Esta es la disculpa que puedo ofrecerle al lector por proponerle en este espacio, semana tras semana, variaciones sobre un mismo tema al ritmo de la actualidad. No lo hago como analista político, que no lo soy, sino con el ánimo de compartir mi perplejidad ante lo que ocurre y sobre todo movido por la impresión de que el kirchnerismo, desde el momento en que empieza a desconocer las reglas del juego y busca quebrar desde adentro el mismo sistema republicano que le permitió acceder al poder, representa un fenómeno que excede el análisis político. Es decir, no es un actor más dentro de la escena y por eso no debería ser tratado como tal.
Esta semana la titular del PAMI, Luana Volnovich, aportó a la farsa. No parece a primera vista un hecho serio, pero su escapada junto a su pareja y número dos del organismo a una exclusiva isla del Caribe muestra la distancia, proverbial en el oficialismo, entre lo que se dice y lo que se hace. Si le pertenece, la funcionaria puede gastar su dinero como le plazca. Pero está claro que eligió irse bien lejos de los padecimientos de la mitad de los argentinos, que viven en la pobreza, y de aquellos jubilados por cuya salud debe velar, desoyendo el pedido presidencial de que los funcionarios del Gobierno pasaran sus vacaciones en el país. Curioso: la muchachada de La Cámpora, que vino a hacer la revolución nac&pop, alimenta en sus actitudes la idea de que los políticos conforman una casta que disfruta, gracias al dinero de todos, de privilegios a los que el resto de los mortales no acceden.

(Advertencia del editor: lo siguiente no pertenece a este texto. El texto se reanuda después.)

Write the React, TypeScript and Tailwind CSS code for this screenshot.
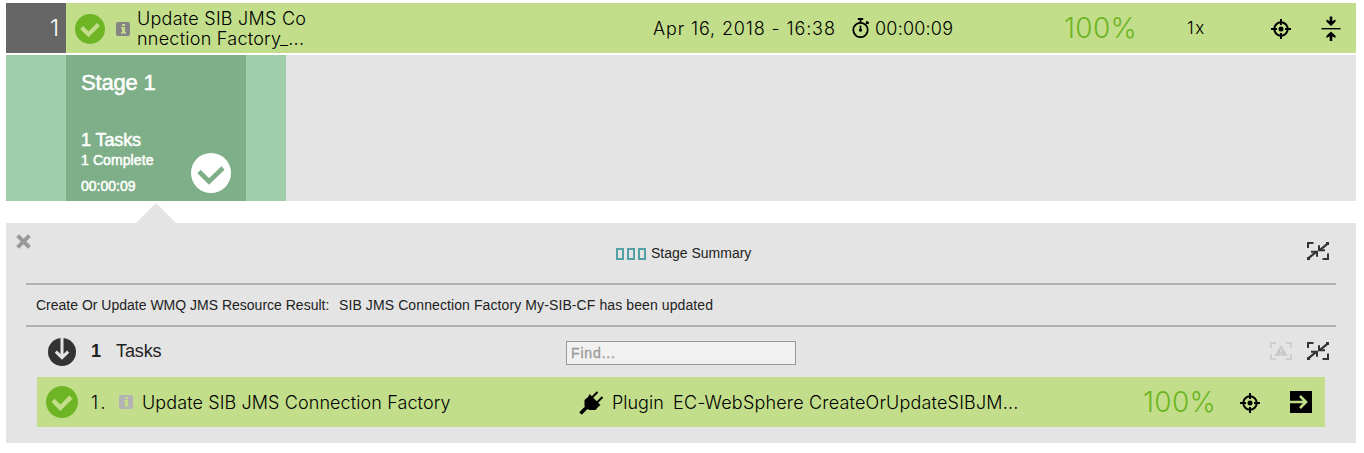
import React from 'react';

const LIGHT = "font-['Inter','Liberation_Sans',sans-serif] font-light whitespace-nowrap";

function CheckDisc({ size, disc, tick, thin = false }: { size: number; disc: string; tick: string; thin?: boolean }) {
  return (
    <svg width={size} height={size} viewBox="0 0 40 40" className="block shrink-0">
      <circle cx="20" cy="20" r="20" fill={disc} />
      <path
        d={thin ? 'M8 18.5 L18 28.5 L32 15' : 'M8.8 18 L18 27.2 L31.2 14'}
        fill="none"
        stroke={tick}
        strokeWidth={thin ? 4.6 : 5.6}
      />
    </svg>
  );
}

function InfoBadge({ fill, ink }: { fill: string; ink: string }) {
  return (
    <svg width="14" height="14" viewBox="0 0 14 14" className="block shrink-0">
      <rect width="14" height="14" rx="2" fill={fill} />
      <path d="M6 2h3v2H6zM5 5h4v5h1v1.500H5V10h1V6.500H5z" fill={ink} />
    </svg>
  );
}

function Target() {
  return (
    <svg width="20" height="20" viewBox="0 0 20 20" className="block shrink-0" fill="none" stroke="#000" strokeWidth="2">
      <circle cx="10" cy="10" r="6.7" />
      <circle cx="10" cy="10" r="2.5" fill="#000" stroke="none" />
      <path d="M10 0v6M10 14v6M0 10h6M14 10h6" />
    </svg>
  );
}

function Stopwatch() {
  return (
    <svg width="18" height="20" viewBox="0 0 18 20" className="block shrink-0" fill="none" stroke="#000" strokeWidth="1.8">
      <circle cx="8.5" cy="12" r="7.2" />
      <path d="M5.8 1h5.4M8.5 1v4M14 5.8l1.8-1.8M14.3 3.3l2.4 2.2" />
      <path d="M8.5 7.5v6" strokeWidth="1.6" />
      <circle cx="8.5" cy="12" r="1.6" fill="#000" stroke="none" />
    </svg>
  );
}

function CollapseRow() {
  return (
    <svg width="20" height="26" viewBox="0 0 20 26" className="block shrink-0" fill="none" stroke="#000">
      <path d="M0.5 12.7h19" strokeWidth="1.4" />
      <path d="M10 0.500v7M10 25v-7" strokeWidth="2.6" />
      <path d="M5.500 3.400l4.500 2.300 4.500-2.300v2.400L10 10 5.500 5.800zM5.500 22.100l4.500-2.300 4.500 2.300v-2.400L10 15.500 5.500 19.700z" fill="#000" stroke="none" />
    </svg>
  );
}

function Shrink() {
  return (
    <svg width="22" height="18" viewBox="0 0 22 18" className="block shrink-0" fill="none" stroke="#333">
      <path d="M1 6V1h5.5M15.5 17H21v-5.500" strokeWidth="2" />
      <path d="M1 16.6L9.200 9.800M21 1.400L12.800 8.200" strokeWidth="2.200" />
      <path d="M4 9.800h6v5M18 8.200h-6v-5" strokeWidth="2" />
      <path d="M0 15h3v3H0zM19 0h3v3h-3z" fill="#333" stroke="none" />
    </svg>
  );
}

function WarnFrame() {
  return (
    <svg width="22" height="18" viewBox="0 0 22 18" className="block shrink-0" fill="none" stroke="#cecece">
      <path d="M1 6V1h5M16 1h5v5M21 12v5h-5M6 17H1v-5" strokeWidth="1.800" />
      <path d="M11 3.200L17.500 13.800h-13z" fill="#c8c8c8" stroke="none" />
      <path d="M11 6.800v3.200M11 11v1.500" stroke="#e4e4e4" strokeWidth="1.300" />
    </svg>
  );
}

function Plug() {
  return (
    <svg width="25" height="25" viewBox="0 0 25 25" className="block shrink-0">
      <path d="M1.500 23.500L8 17" stroke="#000" strokeWidth="3.600" />
      <path d="M13 7.500L18.500 2M18 12.500L23.500 7" stroke="#000" strokeWidth="2" />
      <path d="M10.500 4L21.500 15 19.500 16.500 16.500 20H10L5.500 16V10L9.500 6.500z" fill="#000" />
    </svg>
  );
}

export default function App() {
  return (
    <main className="h-[453px] w-[1364px] overflow-hidden bg-white px-[6px] pt-[3px] font-['Liberation_Sans',Arial,sans-serif] text-[#222]">
      <header className={`flex h-[50px] w-[1350px] items-center bg-[#c3de8a] text-[18px] text-black ${LIGHT}`}>
        <div className="flex h-full w-[60px] items-center justify-end bg-[#666] pr-[7px] text-[23px] text-white">1</div>
        <div className="flex w-[71px] items-center pt-[2px] pl-[9px]">
          <CheckDisc size={30} disc="#6eb525" tick="#c3de8a" />
          <span className="ml-[11px]"><InfoBadge fill="#858585" ink="#c3de8a" /></span>
        </div>
        <div className="w-[516px] pt-px text-[18px] leading-[20px] tracking-[0.25px]">
          <p>Update SIB JMS Co</p>
          <p>nnection Factory_...</p>
        </div>
        <p className="w-[199px] tracking-[0.87px]">Apr 16, 2018 - 16:38</p>
        <div className="flex w-[212px] items-center">
          <Stopwatch />
          <span className="ml-[5px] tracking-[0.2px]">00:00:09</span>
        </div>
        <p className="w-[123px] text-[28px] tracking-[0.3px] text-[#6eb525]">100%</p>
        <p className="w-[84px] pt-px text-[17px] tracking-[1.5px]">1x</p>
        <span className="pt-[2px]"><Target /></span>
        <span className="ml-[30px] pt-px"><CollapseRow /></span>
      </header>

      <section className="mt-[2px] flex h-[146px] w-[1350px] bg-[#e4e4e4]">
        <div className="flex w-[280px] bg-[#a0ceab] pl-[60px]">
          <div className="flex w-[180px] justify-between bg-[#7eaf88] pr-[15px] pl-[15px] text-white [-webkit-text-stroke:0.5px_white]">
            <div className="whitespace-nowrap">
              <h2 className="mt-[15px] text-[22px] leading-[26px] tracking-[-0.2px]">Stage 1</h2>
              <p className="mt-[33px] text-[18px] leading-[22px] tracking-[-0.1px]">1 Tasks</p>
              <p className="text-[14px] leading-[18px] tracking-[0.1px]">1 Complete</p>
              <p className="mt-[8px] text-[14px] leading-[18px]">00:00:09</p>
            </div>
            <div className="mt-[98px]"><CheckDisc size={40} disc="#fff" tick="#7eaf88" thin /></div>
          </div>
        </div>
      </section>

      <svg width="40" height="20" viewBox="0 0 40 20" className="mt-[2px] ml-[130px] block">
        <path d="M20 0L40 20H0z" fill="#e4e4e4" />
      </svg>

      <section className="h-[220px] w-[1350px] bg-[#e4e4e4]">
        <div className="flex h-[60px] pl-[10px]">
          <svg width="15" height="15" viewBox="0 0 15 15" className="mt-[11px] block">
            <path d="M1.600 1.600L13.400 13.400M13.400 1.600L1.600 13.400" stroke="#999" strokeWidth="4" />
          </svg>
          <div className="ml-[585px] flex h-full w-[691px] items-center text-[14px] whitespace-nowrap">
            <svg width="30" height="12" viewBox="0 0 30 12" className="mt-px mr-[5px] block" fill="none" stroke="#53a1a5" strokeWidth="2">
              <path d="M1 1h6v10H1zM12 1h6v10h-6zM23 1h6v10h-6z" />
            </svg>
            Stage Summary
          </div>
          <span className="mt-[19px]"><Shrink /></span>
        </div>
        <div className="mx-[20px] flex h-[44px] items-center border-y-2 border-[#b0b0b0] pl-[10px] text-[14px] whitespace-nowrap">
          <span className="w-[303px]">Create Or Update WMQ JMS Resource Result:</span>
          <span className="tracking-[0.1px]">SIB JMS Connection Factory My-SIB-CF has been updated</span>
        </div>
        <div className="flex h-[50px] items-center pl-[42px] text-[18px]">
          <svg width="28" height="28" viewBox="0 0 28 28" className="block">
            <circle cx="14" cy="14" r="14" fill="#333" />
            <path d="M14 0v20M7.800 13.700L14 19.700 20.200 13.700" fill="none" stroke="#e4e4e4" strokeWidth="3" />
          </svg>
          <b className="ml-[15px] w-[25px] pb-[2px]">1</b>
          <span className="w-[450px] pb-[2px] tracking-[-0.1px]">Tasks</span>
          <input
            placeholder="Find..."
            className="mt-[2px] h-[24px] w-[230px] border border-[#979797] bg-[#f1f1f1] px-[4px] text-[14px] tracking-[0.85px] outline-none placeholder:text-[#999] placeholder:[-webkit-text-stroke:0.3px_#999]"
          />
          <span className="ml-[474px] pb-[2px]"><WarnFrame /></span>
          <span className="ml-[15px] pb-[2px]"><Shrink /></span>
        </div>
        <div className={`ml-[31px] flex h-[50px] w-[1288px] items-center bg-[#c3de8a] pl-[9px] text-[18px] text-black ${LIGHT}`}>
          <CheckDisc size={32} disc="#6eb525" tick="#c3de8a" />
          <span className="ml-[13px] w-[28px] tracking-[2.5px]">1.</span>
          <InfoBadge fill="#b3b3b3" ink="#c3de8a" />
          <span className="ml-[9px] w-[437px] tracking-[0.1px]">Update SIB JMS Connection Factory</span>
          <Plug />
          <span className="ml-[8px] w-[61px]">Plugin</span>
          <span className="w-[470px] tracking-[0.18px]">EC-WebSphere CreateOrUpdateSIBJM...</span>
          <span className="w-[97px] text-[28px] tracking-[0.3px] text-[#6eb525]">100%</span>
          <span className="pt-[2px]"><Target /></span>
          <svg width="22" height="22" viewBox="0 0 22 22" className="ml-[30px] block">
            <path d="M0 0h22v22H0z" />
            <path d="M0 11h16M10 5l6 6-6 6" fill="none" stroke="#c3de8a" strokeWidth="2.600" />
          </svg>
        </div>
      </section>
    </main>
  );
}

Otra farsa de la semana también se desató en el Caribe. ¿A quién esperaba encontrar el Gobierno en la asunción de Daniel Ortega? ¿A Biden? ¿A Macron? Mientras se busca el favor de los Estados Unidos para llegar a un acuerdo con el FMI, la presencia del embajador Daniel Capitanich en Managua confirma que la Argentina está alineada con los regímenes más dictatoriales del globo, en un eje que incluye a Venezuela y a Cuba y llega hasta Rusia y China. Haber compartido ese acto con Mohsen Rezai, uno de los iraníes acusados de organizar el atentado contra la AMIA, es un escándalo, pero no una sorpresa. La reacción del Gobierno, cuando se supo esto, fue otra puesta en escena. La cercanía con el gobierno de Irán quedó plasmada en el Memorándum de entendimiento que firmó Cristina Kirchner, en cuya causa judicial la vicepresidenta fue sobreseída en octubre pasado, de modo insólito, antes de llegar al juicio oral. Hace ahora siete años, cuando estaba a punto de denunciarla en el Congreso por traición a la patria a causa de ese pacto, Alberto Nisman fue encontrado muerto. Asesinado, según dictaminó la Justicia.

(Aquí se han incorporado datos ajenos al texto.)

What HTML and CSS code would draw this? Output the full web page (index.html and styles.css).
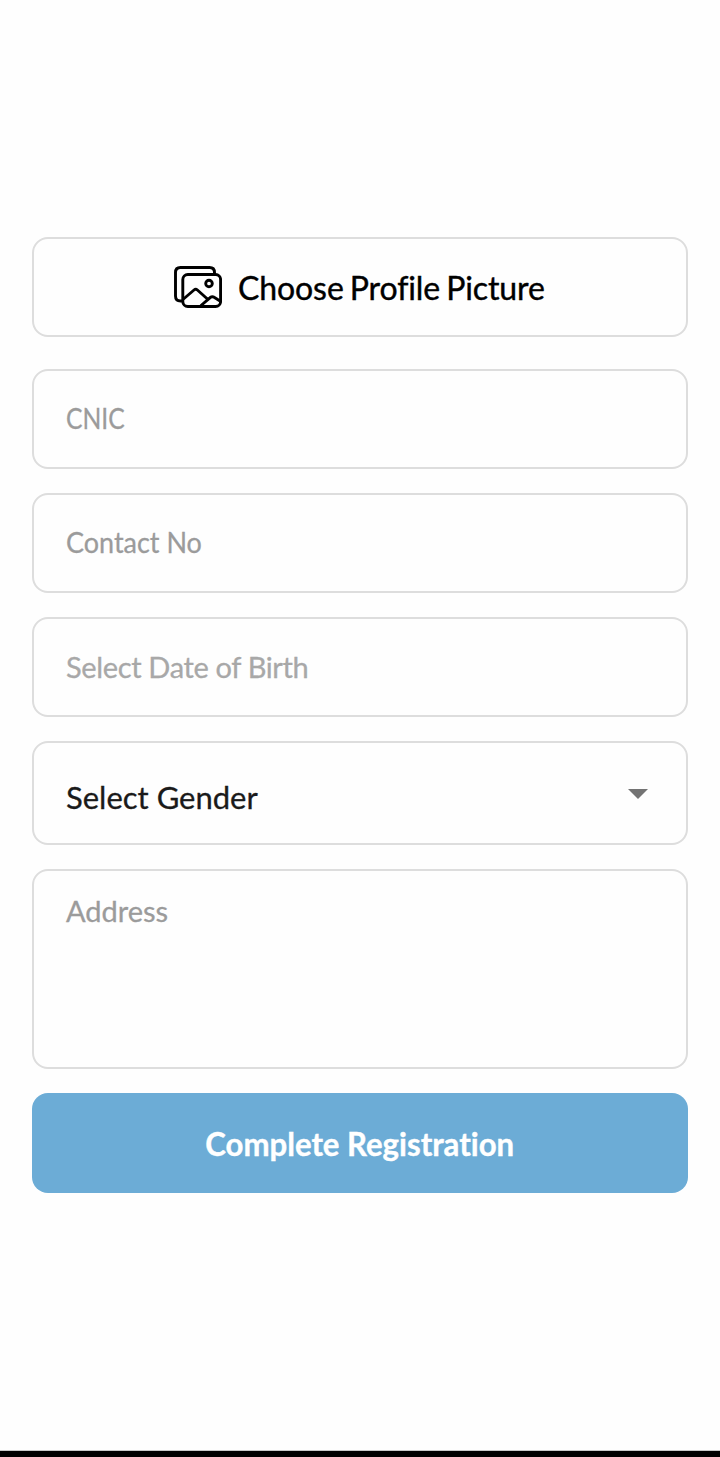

Todo está relacionado con todo: ahora Luis D’Elía, a quien el fiscal Nisman denunció como pieza clave en el enlace con Irán, llama a una marcha contra los jueces de la Corte para el 1° de febrero. La marcha fue avalada por el presidente Alberto Fernández y por el viceministro de Justicia, Martín Mena. Se trata de los primeros cañonazos tras la declaración de guerra a la Corte que ensayó de modo farsesco Martín Soria, ministro de Justicia, en su reciente encuentro con los jueces supremos. Ante la prueba incriminatoria que nutre las causas por corrupción, el kirchnerismo busca aniquilar a la Justicia de raíz. Para eso, hay que disfrazar de clamor popular el desvelo de una sola persona. Ese desvelo, razón de ser de este cuarto gobierno kirchnerista, solo se aplacará con la destrucción de la ya castigada institucionalidad argentina. De allí a Venezuela, un paso. La farsa devenida drama.